Мартин не пожелал уклониться от темы и продолжал допрос:
– Из какой они среды?
– Тут полнейшее разнообразие. Лейбористы, либералы, коммунисты, протестанты, католики, атеисты. Богатые и не слишком богатые.
Мартин аккуратно расколол грецкий орех.
– Скажи мне одно: что вы надеетесь получить в результате?
– Наши жизни. Только это, и ничего больше, – Лиз положила руку на спинку его кресла и сказала с отчаянием в голосе: – Почему ты не хочешь понять, папа? Это же наше будущее. Вы ведь уже жили – и ты, и тетя Элис, и Мандели. Разве у нас нет права отстаивать свое будущее?
Оскорбленная тем, что ей отвели только прошлое, Элис воскликнула с горячностью:
– Это все Младший Мак! Как ты думаешь, что подумали люди, когда ты не позволила отцу внести залог за тебя и Лайшу, пока он не согласился внести его и за Младшего Мака?
– Что подумали? Наверное, что мне повезло, раз у меня такой богатый и влиятельный отец.
– Он и медицину хочет сделать социалистической и водится с коммунистами.
– Он се-кре-тарь Клуба… мира… в Тихом океане, – раздельно, точно ребенку, сказала Лиз.
– Это одно и то же. Они ведь против Вьетнама, как и лейбористский клуб, а там сплошь одни красные.
Мартин сказал ледяным тоном:
– Элис, раз и навсегда – я не желаю, чтобы за моим столом произносились подобные измышления. Я сам не симпатизирую лейбористам – далеко не симпатизирую, но наша лейбористская партия, как и английская, настолько антикоммунистична, насколько можно пожелать. Мы ни к чему не придем, если ты будешь утверждать подобные нелепости.
– Если он лишится стипендии, поделом ему, – продолжала Элис, словно ее не перебивали. – Я уверена, что Старый Мак будет не в состоянии платить за него.

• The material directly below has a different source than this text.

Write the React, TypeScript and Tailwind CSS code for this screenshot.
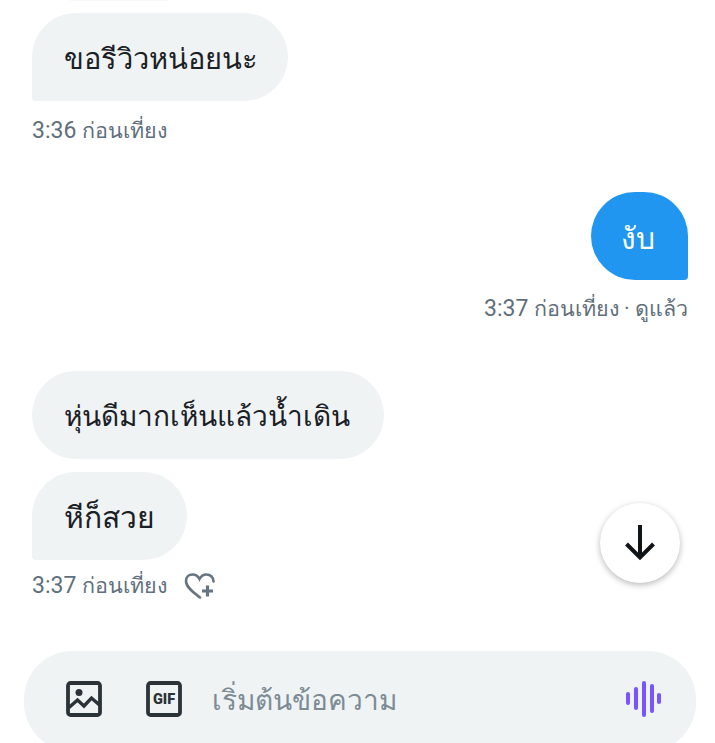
const font = "font-['Roboto','Noto_Sans','Noto_Sans_CJK_SC',sans-serif]";

function ImageIcon() {
  return (
    <svg width="36" height="36" viewBox="0 0 36 36" fill="none">
      <rect x="2" y="2" width="32" height="32" rx="2.5" stroke="#2b3338" strokeWidth="3.8" />
      <circle cx="13" cy="11.500" r="3.500" fill="#2b3338" />
      <path d="M3 26.500l8.500-7.500 6.500 6 7.500-8 8 7" stroke="#2b3338" strokeWidth="3.400" />
    </svg>
  );
}

function GifIcon() {
  return (
    <svg width="36" height="36" viewBox="0 0 36 36" fill="none">
      <rect x="2" y="2" width="32" height="32" rx="2.5" stroke="#2b3338" strokeWidth="3.8" />
      <text x="18" y="23" textAnchor="middle" fontSize="14.500" fontWeight="900" fontFamily="Roboto" fill="#2b3338">GIF</text>
    </svg>
  );
}

function HeartPlus() {
  return (
    <svg width="32" height="28" viewBox="0 0 32 28" fill="none" stroke="#66757f">
      <path d="M16 25.500C10 21 2 15.500 2 9c0-4 3-6.500 6.500-6.500 3 0 5.500 1.500 7 4.500 1.500-3 4-4.500 7-4.500 4 0 7 3 7 7" strokeWidth="2.600" strokeLinecap="round" />
      <path d="M23.500 13.500v11M18 19h11" strokeWidth="3.200" />
    </svg>
  );
}

function Wave() {
  return (
    <svg width="36" height="36" viewBox="0 0 36 36" fill="#7856ff">
      <rect x="0" y="11" width="4" height="13" rx="2" />
      <rect x="8" y="6" width="4" height="23" rx="2" />
      <rect x="16" y="0" width="4" height="36" rx="2" />
      <rect x="24" y="3" width="4" height="29" rx="2" />
      <rect x="31" y="12" width="4" height="11" rx="2" />
    </svg>
  );
}

function Stamp({ time, rest }: { time: string; rest: string }) {
  return (
    <span className="text-[21.5px] leading-[28px] text-[#5f6f7b]">
      <span className="text-[23px]">{time}</span> {rest}
    </span>
  );
}

export default function App() {
  return (
    <div className={`relative h-[743px] w-[715px] overflow-hidden bg-white ${font}`}>
      <div className="ml-[70px] h-px w-[98px] bg-[#f7f8f9]" />

      {/* messages */}
      <div className="pl-[32px] pr-[27px] pt-[12px]">
        <div className="flex h-[88px] w-[256px] items-center whitespace-nowrap rounded-[44px] rounded-bl-[4px] bg-[#eff3f4] px-[32px] pt-[5px] text-[29px] text-[#1a2025]">
          ขอรีวิวหน่อยนะ
        </div>
        <div className="mt-[16px] h-[28px]">
          <Stamp time="3:36" rest="ก่อนเที่ยง" />
        </div>

        <div className="mt-[47px] flex flex-col items-end">
          <div className="flex h-[88px] w-[97px] items-center justify-center rounded-[44px] rounded-br-[4px] bg-[#2196f0] pr-[4px] pt-[4px] text-[30px] text-white">
            งับ
          </div>
          <div className="mt-[15px] h-[28px]">
            <Stamp time="3:37" rest="ก่อนเที่ยง · ดูแล้ว" />
          </div>
        </div>

        <div className="mt-[48px] flex h-[88px] w-[352px] items-center whitespace-nowrap rounded-[44px] bg-[#eff3f4] px-[32px] pt-[4px] text-[28px] text-[#1a2025]">
          หุ่นดีมากเห็นแล้วน้ำเดิน
        </div>
        <div className="mt-[13px] flex h-[88px] w-[155px] items-center whitespace-nowrap rounded-[44px] rounded-bl-[4px] bg-[#eff3f4] px-[32px] pt-[2px] text-[30px] text-[#1a2025]">
          หีก็สวย
        </div>
        <div className="mt-[12px] flex h-[28px] items-center gap-[17px]">
          <Stamp time="3:37" rest="ก่อนเที่ยง" />
          <HeartPlus />
        </div>
      </div>

      {/* composer */}
      <div className="ml-[24px] mt-[51px] flex h-[100px] w-[672px] items-center rounded-[48px] bg-[#eff3f4] pb-[4px] pl-[42px] pr-[34px]">
        <ImageIcon />
        <div className="ml-[44px]">
          <GifIcon />
        </div>
        <span className="ml-[30px] flex-1 whitespace-nowrap pt-[4px] text-[28px] text-[#7d8b95]">เริ่มต้นข้อความ</span>
        <Wave />
      </div>

      {/* scroll to bottom */}
      <button className="absolute left-[600px] top-[503px] flex h-[80px] w-[80px] items-center justify-center rounded-full bg-white shadow-[0_2px_6px_rgba(0,0,0,0.28)]">
        <svg width="32" height="36" viewBox="0 0 32 36" fill="none" stroke="#0f1419" strokeWidth="4">
          <path d="M16 0v32M2.500 19 16 32.500 29.500 19" />
        </svg>
      </button>
    </div>
  );
}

Это и сейчас, должно быть, забирает весь его заработок, хотя ему и платят бешеные деньги.
– Это у него ничего не забирает! – отрезала Лиз. – Помимо стипендии и конкурсных премий, которые Младший Мак получил в прошлом году, он дает уроки богатым студентам, которым не хватает ума заниматься самим.
– Меня не интересует, откуда у него деньги, – надменно произнесла Элис. – Я прошу только одного: чтобы моя племянница не якшалась с шайкой агитаторов.
– Чего ты от меня хочешь? Чтобы я забилась в нору и засыпала ее за собой?
Мартин попробовал разрядить атмосферу.
– Если она больше не будет ходить на демонстрации, то против остального, полагаю, я возражать не имею права.